In this his earlier work, he consistently discussed his political identity, and his previous status as a refugee. For him, the royal coat-of-arms, as it appears on the ‘British’ passport offers itself as a perplexing, mocking and ultimately offensive symbol. In turn, the British passport becomes an icon of the transparently racist restrictions placed on those Ugandan Asian peoples who found that the ‘British’ passports they held were effectively worthless in terms of allowing them unhindered entry into Britain.

In Portrait of Another Kind, Adrus presents the royal crest comprising the unicorn and the lion as having massive, disproportionate and debilitating bearing on his identity. Another of his pieces, The Labelled Story graphically illustrated the constantly changing names and labels that have historically been attached to non-European people in Britain. Each change of label, each newly introduced definition, each manifestation of the vagaries of political correctness – all these things seem to reinforce the precariousness of both individual and collective social and political status. As a sub-text, the painting also laments our inability to decisively name himself. Is he Black? Is he African? Is he Asian? Is he British? Is he Black British? The name-calling, the labelling seems to be inexhaustible. The Labelled Story consistently obliges the viewer to critically assess the credibility of his or her nationality label.

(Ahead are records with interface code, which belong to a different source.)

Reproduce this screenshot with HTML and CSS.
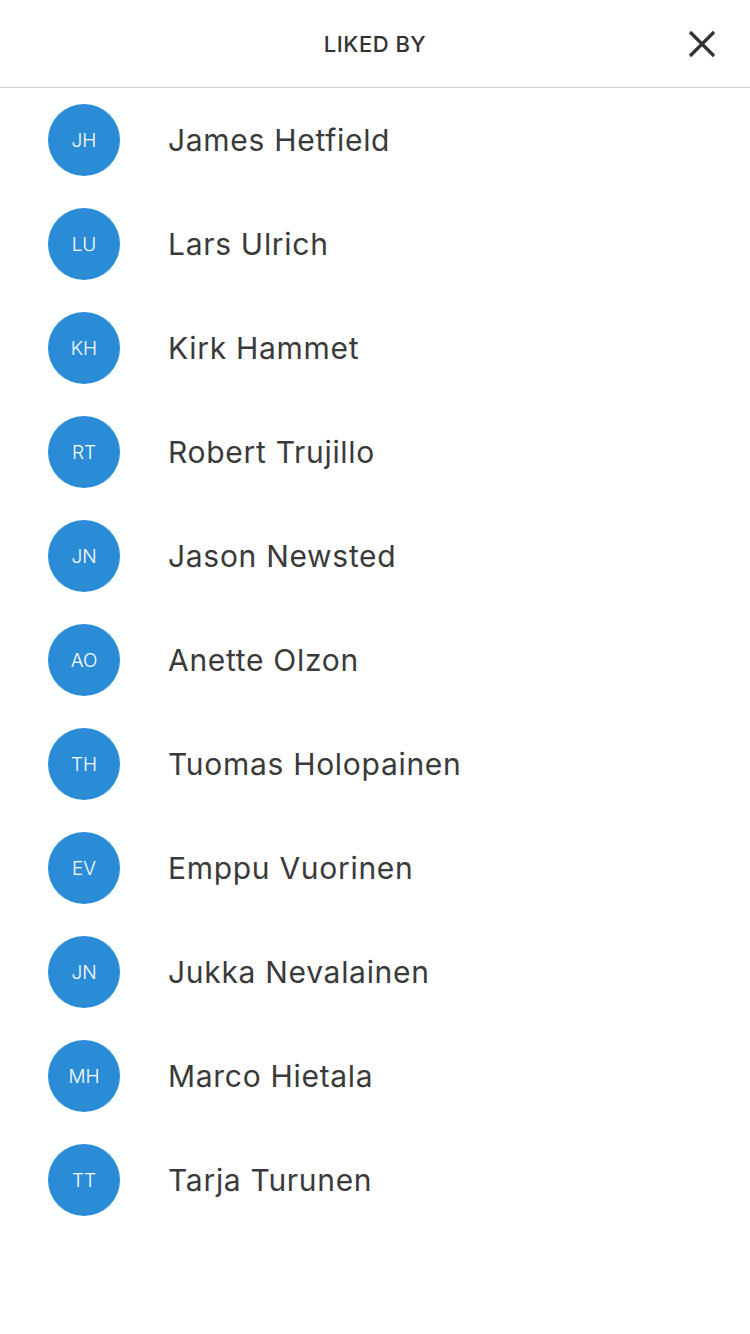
FILE: index.html
```html
<!DOCTYPE html>
<html>
<head>
<meta charset="utf-8">
<link rel="stylesheet" href="styles.css">
</head>
<body>
<div class="screen">
  <header class="header">
    <div class="title">LIKED BY</div>
    <button class="close" aria-label="Close">
      <svg width="30" height="30" viewBox="0 0 30 30"><path d="M3 3 L27 27 M27 3 L3 27" stroke="#333" stroke-width="3.2" stroke-linecap="butt" fill="none"/></svg>
    </button>
  </header>
  <ul class="list">
    <li class="row"><span class="avatar">JH</span><span class="name">James Hetfield</span></li>
    <li class="row"><span class="avatar">LU</span><span class="name">Lars Ulrich</span></li>
    <li class="row"><span class="avatar">KH</span><span class="name">Kirk Hammet</span></li>
    <li class="row"><span class="avatar">RT</span><span class="name">Robert Trujillo</span></li>
    <li class="row"><span class="avatar">JN</span><span class="name">Jason Newsted</span></li>
    <li class="row"><span class="avatar">AO</span><span class="name">Anette Olzon</span></li>
    <li class="row"><span class="avatar">TH</span><span class="name">Tuomas Holopainen</span></li>
    <li class="row"><span class="avatar">EV</span><span class="name">Emppu Vuorinen</span></li>
    <li class="row"><span class="avatar">JN</span><span class="name">Jukka Nevalainen</span></li>
    <li class="row"><span class="avatar">MH</span><span class="name">Marco Hietala</span></li>
    <li class="row"><span class="avatar">TT</span><span class="name">Tarja Turunen</span></li>
  </ul>
</div>
</body>
</html>
```
FILE: styles.css
```css
* { box-sizing: border-box; }
html, body { margin: 0; padding: 0; background: #fff; }
body { font-family: Inter, "Noto Sans", sans-serif; color: #333; }
.screen { width: 750px; height: 1334px; }
.header {
  height: 88px;
  border-bottom: 1px solid #cfcfcf;
  display: flex;
  align-items: center;
  justify-content: center;
  position: relative;
}
.title { font-size: 22px; font-weight: 500; letter-spacing: 0.5px; color: #333; }
.close {
  position: absolute;
  right: 33px;
  top: 29px;
  width: 30px;
  height: 30px;
  padding: 0;
  border: 0;
  background: none;
  display: flex;
}
.list { list-style: none; margin: 0; padding: 0; }
.row {
  height: 104px;
  display: flex;
  align-items: center;
  padding-left: 48px;
}
.avatar {
  width: 72px;
  height: 72px;
  border-radius: 50%;
  background: #2a8cd6;
  color: #fff;
  display: flex;
  align-items: center;
  justify-content: center;
  font-size: 19px;
  font-weight: 300;
  flex: none;
}
.name { margin-left: 48px; font-size: 30px; font-weight: 400; letter-spacing: 0.7px; color: #3a3a3a; }
```
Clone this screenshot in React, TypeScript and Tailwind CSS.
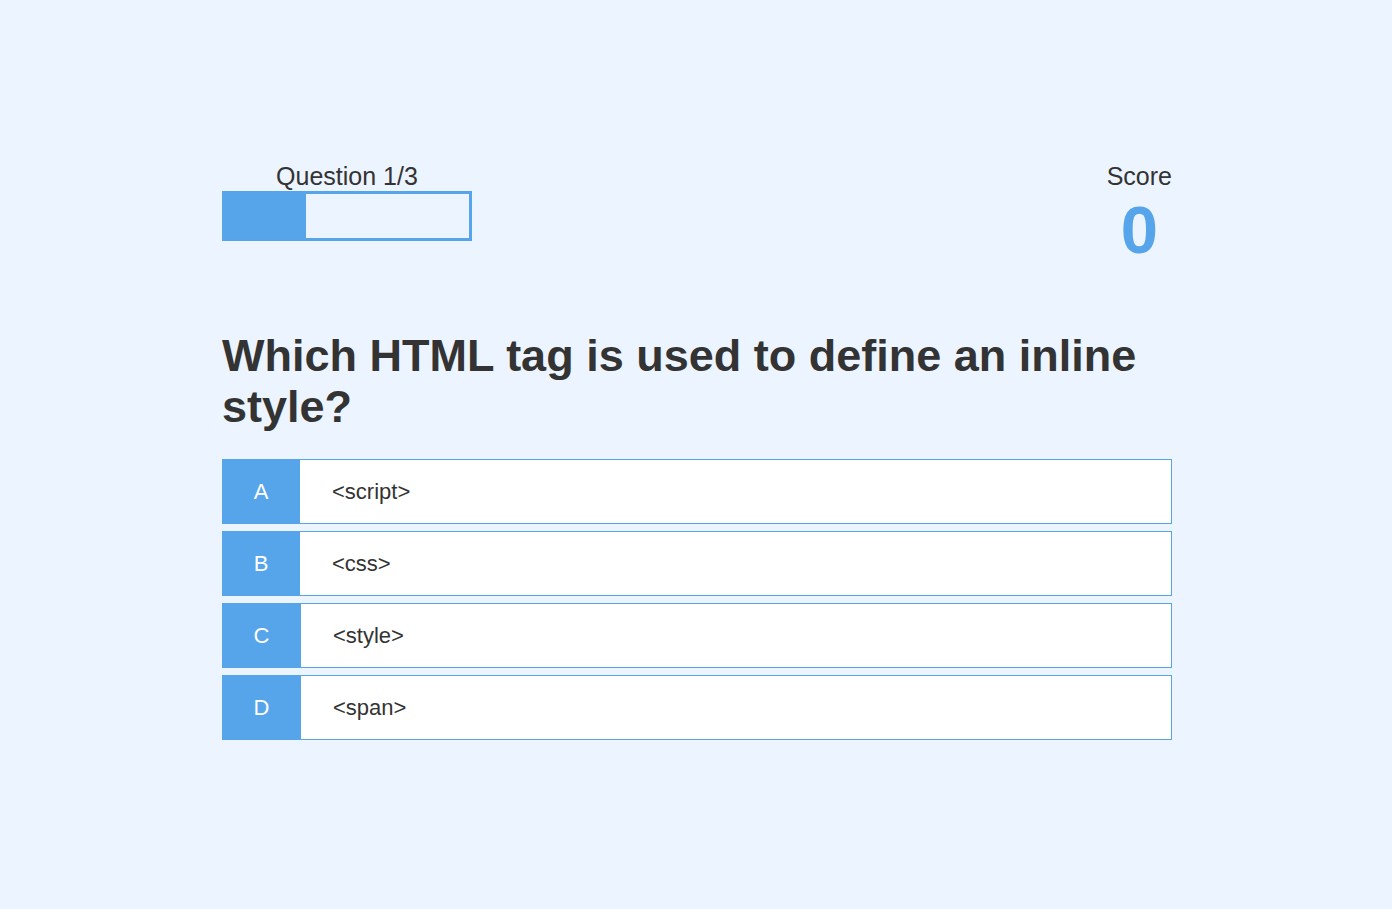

Over time, Adrus turned increasingly to mixed media, or multi-media, ways of working. Thus, the moving image, on screen and projection, became a central part of his gallery work. With ever-more sophisticated ways of presenting his work and ideas came ever more sophisticated ways of reading, and mining, his own history. Typical in this regard was Adrus’s recent work, which took as its starting point the Muslim Burial Ground in Woking, Surrey. The Muslim Burial Ground is a Grade II listed site located in a corner of Woking’s Horsell Common. Enclosed within ornate brick walls, the cemetery has a domed archway entrance reflecting the design of the nearby Shah Jehan Mosque, said to be Britain’s first purpose built mosque, established in 1889.

The Muslim Burial Ground was apparently built during the First World War to receive burials of Indian Army soldiers who, having fought and been wounded fighting for the British Empire, died at the dedicated hospital established for them in Brighton Pavilion. During the 1960s, the bodies of the fallen were exhumed and reinterred in the Military Cemetery at Brookwood, about 30 miles from London. According to Adrus, the work exists, in part at least, to highlight “issues about War, Empire, and Islamic Architecture in the South East of England and notions of contemporary landscape in the Home Counties.”

History is (the) key to us availing ourselves of the fullest understandings of this artists’ practice. The work assumes even greater levels of meaning and poignancy when we consider that, as mentioned earlier, Adrus’s “own father had been part of the British Army in Kenya during the Second World War.” Within this work, Adrus creates his own ‘memorial’ not just to the often forgotten and overlooked soldiers of the colonies who gave their lives fighting for the interests of this country, but also a memorial to history itself, and the multiple ways in which history impacts on our contemporary lives.